Developers of the Water’s Edge subdivision at 683 Third Street presented revisions to the subdivision plat and site design at the City of Ithaca Planning and Development Board meeting on Sept. 23, asking for discussion rather than approvals as they fine-tune plans.
The applicant said the changes include a reduced footprint for the southeast building, an increase from four to five stories to hold the same 40 units, a westward shift to avoid a recent flood-plain line, a relocation and enlargement of ground-floor retail into the northwest corner of the site, and simplified vehicular circulation that adds roughly five parking spaces to about 220 total.
Board members and a public commenter urged short-term improvements to the northern parcel the applicant is keeping fenced and using for operations. A member of the public, Cheryl, urged “softening” the fence line with plantings or containers and moving the fence back along the trail so the area does not appear vacant from the farmer’s market and waterfront trail.
The applicant told the board the northern parcel is currently used as a secured maintenance and operations hub for properties the owner manages and that the owner’s insurer has warned coverage would be terminated if access control is removed. The applicant said their broker contacted multiple carriers and did not find coverage that would allow reduced access control.

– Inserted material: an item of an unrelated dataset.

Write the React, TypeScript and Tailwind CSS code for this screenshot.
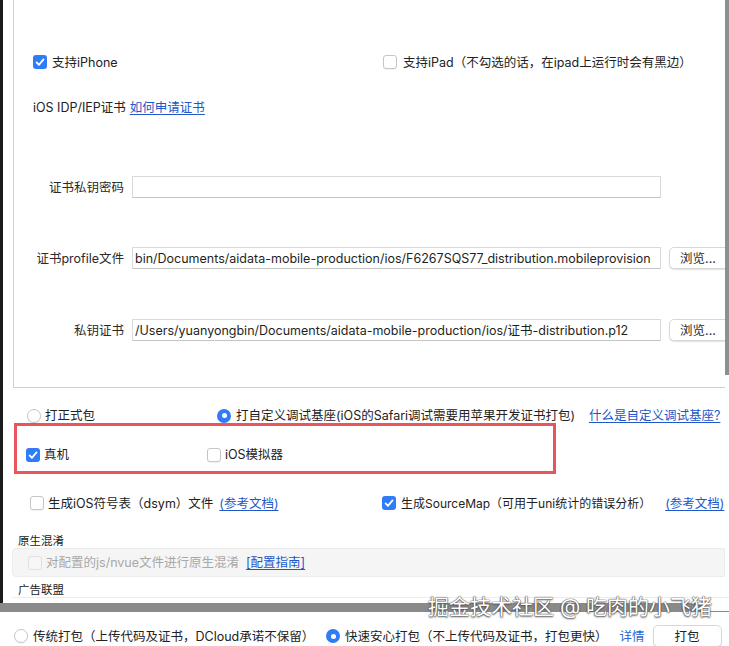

Board members suggested alternatives that would not change the property’s access control but would improve its appearance while it remains fenced: higher-quality fencing, murals, seasonal plantings, container plantings on asphalt, and screening treatments. Several board members also asked the applicant to coordinate with adjacent property designs and to pursue a “nicer” fence treatment because the DOT easement that allowed the waterfront trail previously required barbed wire on the fence.
The project team presented design options for perforated parking screens at plaza-facing ground-floor parking, and said screening concepts could include abstract patterns, tree-like forms or an abstraction referencing Ithaca Falls. The team asked for feedback and plans to return with updated technical drawings and preliminary site plan and subdivision materials at a future meeting.
No formal board action or vote was taken on the revised plan at this session; the applicant said they were not requesting approval and the board did not move to a decision.
Planning staff noted the project already received a negative declaration for environmental significance during earlier review and that traffic and peak shared parking demand memos indicate the refinements do not increase previously analyzed trip generation.
Board direction: the board generally endorsed the relocation and enlargement of retail to the corner, encouraged the applicant to return with refined technical drawings, and pressed the applicant to present interim perimeter improvements for the northern parcel that avoid changing access control but improve the trail-facing edge.
Next steps: applicants will update drawings and return for preliminary site plan and subdivision review; staff and the board expect follow-up materials addressing fence/edge improvements, screening details for parking, and logistics for retail servicing and trash containment.